:: WHAT IS ASKED ::
What lines of the data hold the string "React"? Pull each one out.

= = = =

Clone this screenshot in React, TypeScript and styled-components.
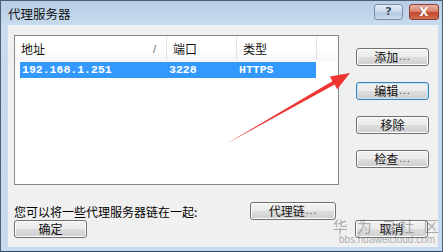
import React from "react";
import styled, { createGlobalStyle } from "styled-components";

const Global = createGlobalStyle`
  html, body { margin: 0; padding: 0; overflow: hidden; background: #c6d9ed; }
  * { box-sizing: border-box; }
`;

const CJK = `"Noto Sans CJK SC", "Noto Sans", sans-serif`;

const Window = styled.div`
  position: relative;
  width: 443px;
  height: 252px;
  border: 1px solid #4e5f74;
  border-bottom-color: #2b4a6b;
  background: linear-gradient(#b7cde6, #c9dcef 26px, #c6d9ed);
  display: flex;
  flex-direction: column;
  font-family: ${CJK};
  font-size: 12px;
  color: #000;
`;

const TitleBar = styled.div`
  height: 24px;
  display: flex;
  align-items: center;
  justify-content: space-between;
  padding: 0 3px 0 7px;
`;

const Title = styled.div`
  font-size: 12.5px;
  color: #111;
  line-height: 14px;
  margin-top: 1px;
`;

const Caption = styled.div`
  display: flex;
  gap: 6px;
  margin-top: -3px;
`;

const CapBtn = styled.div<{ $close?: boolean }>`
  width: ${(p) => (p.$close ? 30 : 29)}px;
  height: 16px;
  border-radius: 3px;
  border: 1px solid ${(p) => (p.$close ? "#8c3d2e" : "#7d8da3")};
  background: ${(p) =>
    p.$close
      ? "linear-gradient(#eab3a5, #d9836e 45%, #c0462c 55%, #d4704f)"
      : "linear-gradient(#e4edf7, #ccdaea 45%, #b6c9df 55%, #cad9ea)"};
  color: ${(p) => (p.$close ? "#fff" : "#3a4d66")};
  display: flex;
  align-items: center;
  justify-content: center;
  font-family: "DejaVu Sans", sans-serif;
  font-weight: bold;
  font-size: ${(p) => (p.$close ? 12 : 11)}px;
  line-height: 1;
  text-shadow: ${(p) => (p.$close ? "0 0 1px #6b1d10" : "none")};
`;

const Client = styled.div`
  flex: 1;
  margin: 0 4px 4px 7px;
  background: #f0f0f0;
  display: flex;
  flex-direction: column;
  padding: 10px 0 0 6px;
`;

const Top = styled.div`
  display: flex;
  gap: 17px;
`;

const ListBox = styled.div`
  width: 325px;
  height: 150px;
  border: 1px solid #828790;
  background: #fff;
  padding: 0 0 0 5px;
`;

const HeaderRow = styled.div`
  display: flex;
  height: 25px;
  margin-left: -5px;
  background: linear-gradient(#ffffff, #ffffff 50%, #f6f7f8);
`;

const HeadCell = styled.div<{ $w: number }>`
  width: ${(p) => p.$w}px;
  padding: 5px 0 0 6px;
  border-right: 1px solid #e3e5e8;
  position: relative;
  font-size: 12px;
  line-height: 16px;
  color: #111;
`;

const HeadFill = styled.div`
  flex: 1;
`;

const SortMark = styled.span`
  position: absolute;
  right: 10px;
  top: 5px;
  font-family: "Liberation Sans", sans-serif;
  color: #666;
  font-size: 11px;
`;

const Row = styled.div`
  display: flex;
  height: 16px;
  margin-top: 1px;
  width: 296px;
  background: #3399ff;
  color: #fff;
  font-family: "Liberation Mono", monospace;
  font-weight: bold;
  font-size: 11.5px;
  line-height: 16px;
`;

const Cell = styled.div<{ $w: number }>`
  width: ${(p) => p.$w}px;
  padding-left: 2px;
  white-space: nowrap;
`;

const ButtonCol = styled.div`
  display: flex;
  flex-direction: column;
  gap: 16px;
  padding-top: 13px;
`;

const Button = styled.div<{ $w?: number; $focus?: boolean }>`
  width: ${(p) => p.$w ?? 73}px;
  height: 18px;
  border: 1px solid ${(p) => (p.$focus ? "#3c7fb1" : "#707070")};
  border-radius: 3px;
  background: linear-gradient(#f2f2f2, #ebebeb 48%, #dddddd 52%, #cfcfcf);
  box-shadow: ${(p) =>
    p.$focus ? "inset 0 0 0 1px #bfe3f9" : "inset 0 0 0 1px #fcfcfc"};
  display: flex;
  align-items: center;
  justify-content: center;
  font-size: 12px;
  line-height: 14px;
  color: #111;
  white-space: nowrap;
`;

const Dots = styled.span`
  font-family: "Liberation Sans", sans-serif;
  letter-spacing: 1px;
  color: #444;
  font-size: 10px;
  margin-left: 1px;
`;

const Bottom = styled.div`
  display: grid;
  grid-template-columns: 236px 105px 73px;
  grid-template-rows: 18px 18px;
  margin-top: 17px;
  align-items: center;
`;

const Note = styled.div`
  font-size: 12px;
  line-height: 14px;
  margin-top: 2px;
`;

const Arrow = styled.svg`
  position: absolute;
  left: 0;
  top: 0;
  pointer-events: none;
`;

const Watermark = styled.div`
  position: absolute;
  left: 336px;
  top: 216px;
  width: 100px;
  color: rgba(110, 110, 110, 0.55);
  pointer-events: none;
  display: flex;
  flex-direction: column;
  align-items: center;
`;

const WmTitle = styled.div`
  font-size: 15px;
  line-height: 18px;
  letter-spacing: 3px;
  white-space: nowrap;
`;

const WmUrl = styled.div`
  font-family: "Liberation Sans", sans-serif;
  font-size: 10px;
  line-height: 10px;
  white-space: nowrap;
`;

export default function App() {
  return (
    <>
      <Global />
      <Window>
        <TitleBar>
          <Title>代理服务器</Title>
          <Caption>
            <CapBtn>?</CapBtn>
            <CapBtn $close>X</CapBtn>
          </Caption>
        </TitleBar>
        <Client>
          <Top>
            <ListBox>
              <HeaderRow>
                <HeadCell $w={152}>
                  地址<SortMark>/</SortMark>
                </HeadCell>
                <HeadCell $w={70}>端口</HeadCell>
                <HeadCell $w={80}>类型</HeadCell>
                <HeadFill />
              </HeaderRow>
              <Row>
                <Cell $w={147}>192.168.1.251</Cell>
                <Cell $w={70}>3228</Cell>
                <Cell $w={79}>HTTPS</Cell>
              </Row>
            </ListBox>
            <ButtonCol>
              <Button>
                添加<Dots>...</Dots>
              </Button>
              <Button $focus>
                编辑<Dots>...</Dots>
              </Button>
              <Button>移除</Button>
              <Button>
                检查<Dots>...</Dots>
              </Button>
            </ButtonCol>
          </Top>
          <Bottom>
            <Note>您可以将一些代理服务器链在一起:</Note>
            <Button $w={86}>
              代理链<Dots>...</Dots>
            </Button>
            <span />
            <Button>确定</Button>
            <span />
            <Button>取消</Button>
          </Bottom>
        </Client>
        <Arrow width="443" height="252" viewBox="0 0 443 252">
          <polygon
            points="225,143 331.4,80.2 328.9,75.5 349,72 336.2,88.3 333.6,83.6"
            fill="#ee3532"
          />
        </Arrow>
        <Watermark>
          <WmTitle>华 为 云社 区</WmTitle>
          <WmUrl>bbs.huaweicloud.com</WmUrl>
        </Watermark>
      </Window>
    </>
  );
}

= = = =

:: RESULT FOR THIS TASK ::
Clone this screenshot in React, TypeScript and styled-components.
import React from "react";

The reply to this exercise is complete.